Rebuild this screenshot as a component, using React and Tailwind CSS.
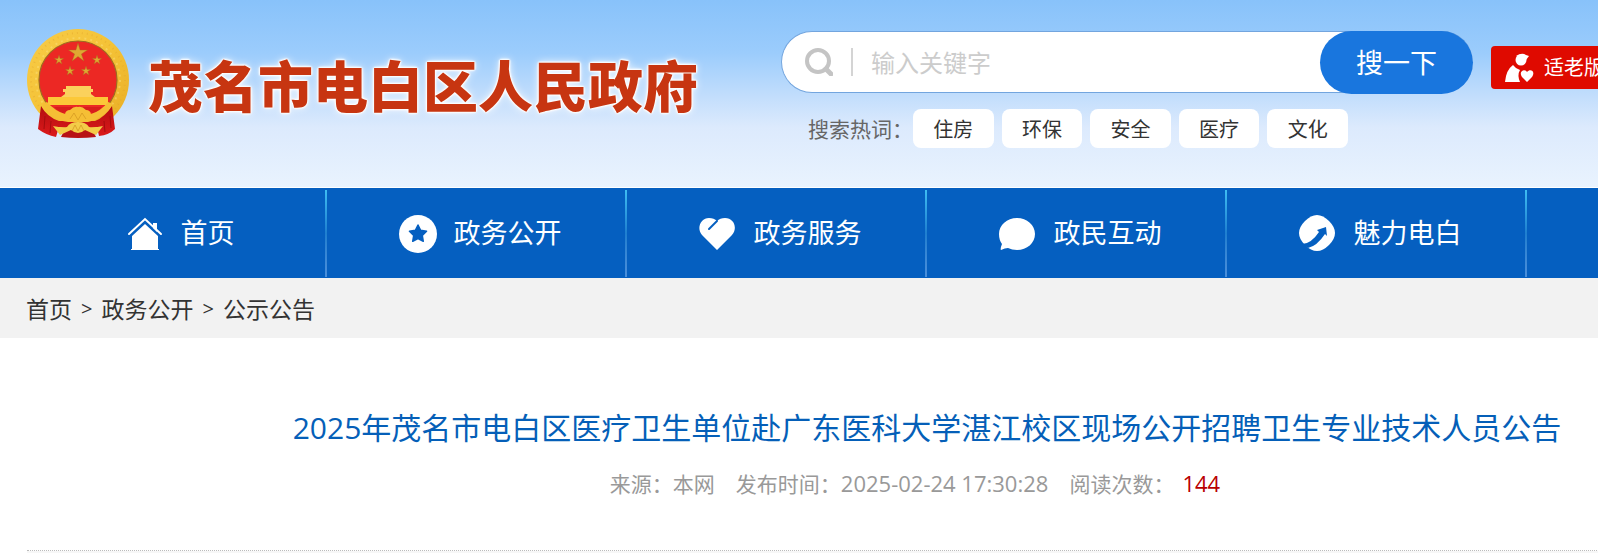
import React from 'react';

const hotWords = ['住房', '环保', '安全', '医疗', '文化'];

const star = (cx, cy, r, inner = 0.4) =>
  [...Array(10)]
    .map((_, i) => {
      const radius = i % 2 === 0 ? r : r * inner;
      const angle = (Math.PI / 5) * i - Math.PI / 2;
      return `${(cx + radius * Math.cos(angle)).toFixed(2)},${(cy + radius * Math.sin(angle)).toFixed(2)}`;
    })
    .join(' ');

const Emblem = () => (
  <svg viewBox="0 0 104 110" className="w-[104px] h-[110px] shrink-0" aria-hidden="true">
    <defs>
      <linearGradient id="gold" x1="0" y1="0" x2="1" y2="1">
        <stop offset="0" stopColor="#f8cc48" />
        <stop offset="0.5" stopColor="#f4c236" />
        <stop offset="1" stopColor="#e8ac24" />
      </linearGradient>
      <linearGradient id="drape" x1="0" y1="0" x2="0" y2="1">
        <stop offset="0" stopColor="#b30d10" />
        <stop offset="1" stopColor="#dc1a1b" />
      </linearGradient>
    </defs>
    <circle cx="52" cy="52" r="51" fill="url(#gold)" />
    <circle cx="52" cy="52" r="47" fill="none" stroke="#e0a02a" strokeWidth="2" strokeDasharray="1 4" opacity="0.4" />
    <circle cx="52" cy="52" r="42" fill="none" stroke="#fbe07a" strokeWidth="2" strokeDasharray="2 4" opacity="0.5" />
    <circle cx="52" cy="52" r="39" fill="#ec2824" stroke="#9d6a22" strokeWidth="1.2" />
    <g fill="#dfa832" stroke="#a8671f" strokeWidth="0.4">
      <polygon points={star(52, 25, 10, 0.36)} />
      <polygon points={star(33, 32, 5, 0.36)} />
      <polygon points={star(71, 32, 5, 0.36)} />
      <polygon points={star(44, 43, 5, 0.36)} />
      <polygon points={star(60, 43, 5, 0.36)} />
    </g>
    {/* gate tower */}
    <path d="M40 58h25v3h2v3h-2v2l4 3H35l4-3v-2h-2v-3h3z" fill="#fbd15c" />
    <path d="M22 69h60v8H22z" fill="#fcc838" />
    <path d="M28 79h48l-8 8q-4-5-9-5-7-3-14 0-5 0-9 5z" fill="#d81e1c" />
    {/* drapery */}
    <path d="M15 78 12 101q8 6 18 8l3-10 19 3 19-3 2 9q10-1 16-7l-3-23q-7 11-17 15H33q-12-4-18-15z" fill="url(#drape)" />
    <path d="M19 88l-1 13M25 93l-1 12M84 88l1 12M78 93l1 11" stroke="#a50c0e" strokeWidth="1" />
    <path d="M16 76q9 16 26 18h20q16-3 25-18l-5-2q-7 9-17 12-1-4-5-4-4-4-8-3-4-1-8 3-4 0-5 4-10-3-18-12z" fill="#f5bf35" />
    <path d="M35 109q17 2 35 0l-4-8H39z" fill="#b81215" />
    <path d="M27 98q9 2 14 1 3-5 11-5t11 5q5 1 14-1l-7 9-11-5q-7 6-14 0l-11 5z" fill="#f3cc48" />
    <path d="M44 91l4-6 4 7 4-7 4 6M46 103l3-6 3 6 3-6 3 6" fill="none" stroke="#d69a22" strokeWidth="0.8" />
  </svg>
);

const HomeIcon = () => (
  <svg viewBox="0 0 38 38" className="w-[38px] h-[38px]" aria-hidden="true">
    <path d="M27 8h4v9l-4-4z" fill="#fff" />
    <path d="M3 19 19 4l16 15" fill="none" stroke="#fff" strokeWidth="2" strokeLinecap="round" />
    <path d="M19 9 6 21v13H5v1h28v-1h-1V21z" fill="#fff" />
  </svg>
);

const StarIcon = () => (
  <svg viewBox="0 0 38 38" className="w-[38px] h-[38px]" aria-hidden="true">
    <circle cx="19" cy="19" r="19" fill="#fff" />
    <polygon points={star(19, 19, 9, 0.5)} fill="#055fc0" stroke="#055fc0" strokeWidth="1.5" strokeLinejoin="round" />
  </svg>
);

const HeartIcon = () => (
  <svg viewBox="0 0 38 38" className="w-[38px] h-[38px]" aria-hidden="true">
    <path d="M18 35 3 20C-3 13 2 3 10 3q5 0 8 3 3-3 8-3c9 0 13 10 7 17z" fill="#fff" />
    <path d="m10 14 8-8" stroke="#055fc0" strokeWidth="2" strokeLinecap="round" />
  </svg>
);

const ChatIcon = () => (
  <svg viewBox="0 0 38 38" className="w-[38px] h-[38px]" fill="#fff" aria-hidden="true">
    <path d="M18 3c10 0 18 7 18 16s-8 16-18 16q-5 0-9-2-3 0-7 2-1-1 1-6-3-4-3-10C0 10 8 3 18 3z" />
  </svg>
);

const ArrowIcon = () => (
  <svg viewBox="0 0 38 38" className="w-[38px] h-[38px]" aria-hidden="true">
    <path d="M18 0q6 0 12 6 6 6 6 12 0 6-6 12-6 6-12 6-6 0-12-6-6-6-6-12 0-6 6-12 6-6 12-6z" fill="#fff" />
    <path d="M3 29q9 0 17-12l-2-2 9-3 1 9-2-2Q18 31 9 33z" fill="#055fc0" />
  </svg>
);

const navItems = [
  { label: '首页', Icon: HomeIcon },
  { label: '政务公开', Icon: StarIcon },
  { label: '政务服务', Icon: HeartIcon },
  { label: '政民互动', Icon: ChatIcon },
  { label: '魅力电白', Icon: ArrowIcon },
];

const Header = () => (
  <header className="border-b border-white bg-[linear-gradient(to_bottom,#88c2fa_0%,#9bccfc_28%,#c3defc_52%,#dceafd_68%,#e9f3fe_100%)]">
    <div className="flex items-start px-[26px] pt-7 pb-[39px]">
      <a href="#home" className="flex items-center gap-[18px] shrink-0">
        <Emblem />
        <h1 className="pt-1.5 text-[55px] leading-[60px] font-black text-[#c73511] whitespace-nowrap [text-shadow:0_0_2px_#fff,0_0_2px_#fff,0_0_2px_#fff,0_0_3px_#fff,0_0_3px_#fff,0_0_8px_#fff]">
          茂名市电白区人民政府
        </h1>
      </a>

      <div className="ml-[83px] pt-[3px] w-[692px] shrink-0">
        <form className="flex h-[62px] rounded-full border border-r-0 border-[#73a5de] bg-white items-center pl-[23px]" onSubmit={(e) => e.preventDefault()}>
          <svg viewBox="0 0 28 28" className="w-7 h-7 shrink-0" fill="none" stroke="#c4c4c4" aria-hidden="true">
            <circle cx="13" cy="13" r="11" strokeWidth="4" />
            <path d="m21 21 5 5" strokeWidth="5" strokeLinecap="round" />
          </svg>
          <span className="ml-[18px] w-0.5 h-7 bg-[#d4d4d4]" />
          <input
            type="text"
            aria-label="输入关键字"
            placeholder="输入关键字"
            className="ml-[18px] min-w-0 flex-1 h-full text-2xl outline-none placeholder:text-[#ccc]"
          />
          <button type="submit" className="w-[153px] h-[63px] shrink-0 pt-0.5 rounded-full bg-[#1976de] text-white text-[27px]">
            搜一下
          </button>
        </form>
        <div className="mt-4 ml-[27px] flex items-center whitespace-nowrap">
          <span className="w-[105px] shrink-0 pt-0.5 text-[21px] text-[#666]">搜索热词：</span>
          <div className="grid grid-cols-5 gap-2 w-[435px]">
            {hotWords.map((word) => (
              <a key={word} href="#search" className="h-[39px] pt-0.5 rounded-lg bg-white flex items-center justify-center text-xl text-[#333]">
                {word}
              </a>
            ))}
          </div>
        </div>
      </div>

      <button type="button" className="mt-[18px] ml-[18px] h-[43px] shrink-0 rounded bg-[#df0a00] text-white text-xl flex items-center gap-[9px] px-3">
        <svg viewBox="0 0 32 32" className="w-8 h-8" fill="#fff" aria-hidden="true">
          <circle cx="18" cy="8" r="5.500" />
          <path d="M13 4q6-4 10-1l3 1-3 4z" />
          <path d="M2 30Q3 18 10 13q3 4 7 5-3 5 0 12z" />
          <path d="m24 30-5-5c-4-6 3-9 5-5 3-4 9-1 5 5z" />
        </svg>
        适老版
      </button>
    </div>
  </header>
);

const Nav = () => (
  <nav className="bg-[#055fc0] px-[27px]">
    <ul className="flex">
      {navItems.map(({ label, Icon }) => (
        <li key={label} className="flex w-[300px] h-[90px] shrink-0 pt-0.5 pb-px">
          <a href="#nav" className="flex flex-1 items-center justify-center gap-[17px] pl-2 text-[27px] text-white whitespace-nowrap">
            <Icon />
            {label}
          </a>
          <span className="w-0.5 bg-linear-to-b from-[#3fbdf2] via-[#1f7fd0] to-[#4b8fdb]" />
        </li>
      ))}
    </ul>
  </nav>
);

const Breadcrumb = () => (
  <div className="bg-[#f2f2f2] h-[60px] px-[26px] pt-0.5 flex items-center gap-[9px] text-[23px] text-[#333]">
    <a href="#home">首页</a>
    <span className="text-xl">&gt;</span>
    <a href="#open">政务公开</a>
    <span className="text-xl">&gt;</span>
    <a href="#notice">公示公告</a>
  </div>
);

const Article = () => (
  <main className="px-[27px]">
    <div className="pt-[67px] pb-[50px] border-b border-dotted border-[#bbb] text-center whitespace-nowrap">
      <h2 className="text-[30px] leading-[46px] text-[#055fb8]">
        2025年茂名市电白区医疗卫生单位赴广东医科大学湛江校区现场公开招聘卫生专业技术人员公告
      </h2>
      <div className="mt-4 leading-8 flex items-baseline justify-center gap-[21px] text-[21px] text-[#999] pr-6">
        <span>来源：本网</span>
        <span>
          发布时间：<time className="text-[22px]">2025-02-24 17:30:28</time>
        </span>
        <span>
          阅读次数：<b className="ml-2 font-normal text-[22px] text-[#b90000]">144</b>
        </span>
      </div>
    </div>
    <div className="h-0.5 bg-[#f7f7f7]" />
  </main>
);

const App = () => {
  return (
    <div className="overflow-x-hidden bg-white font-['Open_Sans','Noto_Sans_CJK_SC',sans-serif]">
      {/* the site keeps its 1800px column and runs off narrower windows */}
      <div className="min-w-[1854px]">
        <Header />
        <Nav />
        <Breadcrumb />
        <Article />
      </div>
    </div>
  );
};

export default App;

*-*-*

> Stated exercise:
Reproduce only the lines from the beginning of the data through the line that contains "const hotWords = ['住房', '环保', '安全', '医疗', '文化'];", both included, and please drop the pictures.

> Full output:
Rebuild this screenshot as a component, using React and Tailwind CSS.
import React from 'react';

const hotWords = ['住房', '环保', '安全', '医疗', '文化'];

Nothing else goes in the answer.